Ayrıca kadın özgürlüğüne ayrı bir başlık açılan mesajda, kadınların toplumsal hayatta güçlenmeden kalıcı bir barışın sağlanamayacağı iddia edildi. Kadın özgürlüğü, demokratik toplumun temel unsurlarından biri olarak tanımlandı.
Suriye ve 10 Mart Mutabakatı
Suriye’deki mevcut durumun da ele alındığı mesajda, ülkedeki siyasi yapının uzun yıllar boyunca baskıcı ve tekçi olduğu savunuldu. Bu durumun farklı toplumsal kesimlerin taleplerini artırdığı ifade edildi.
Öcalan, SDG ile Şam yönetimi arasında 10 Mart’ta varılan mutabakatın, demokratik bir entegrasyon süreci için zemin oluşturduğunu ileri sürdü. Mutabakatın hayata geçirilmesinin, bölgedeki tansiyonu düşüreceği ve süreci hızlandıracağı görüşü dile getirildi.
Bu bağlamda Türkiye’ye de atıfta bulunulan mesajda, Ankara’nın kolaylaştırıcı ve diyalog temelli bir rol üstlenmesinin hem bölgesel istikrar hem de iç barış açısından “kritik” olduğu iddia edildi.

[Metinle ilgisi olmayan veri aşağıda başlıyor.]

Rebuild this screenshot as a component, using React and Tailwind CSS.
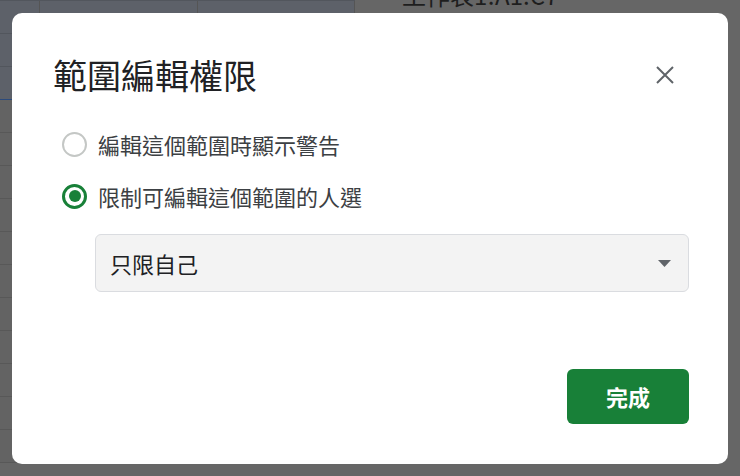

“Barış yeni bir başlangıç olmalı”
Mesajın sonuç bölümünde “pozitif devrim” kavramına vurgu yapılarak, Ortadoğu’nun modern tarihinin savaş ve yıkımlarla şekillendiği savunuldu. Buna karşılık demokratik, barışçıl ve toplumsal uzlaşıya dayalı bir dönüşüm önerildi.
Öcalan, barışın bir sonuç değil, yeni bir başlangıç olması gerektiğini ifade ederek, yeni yılın Türkiye, Ortadoğu ve dünya genelinde barış ve demokratikleşmeye kapı aralaması temennisinde bulundu.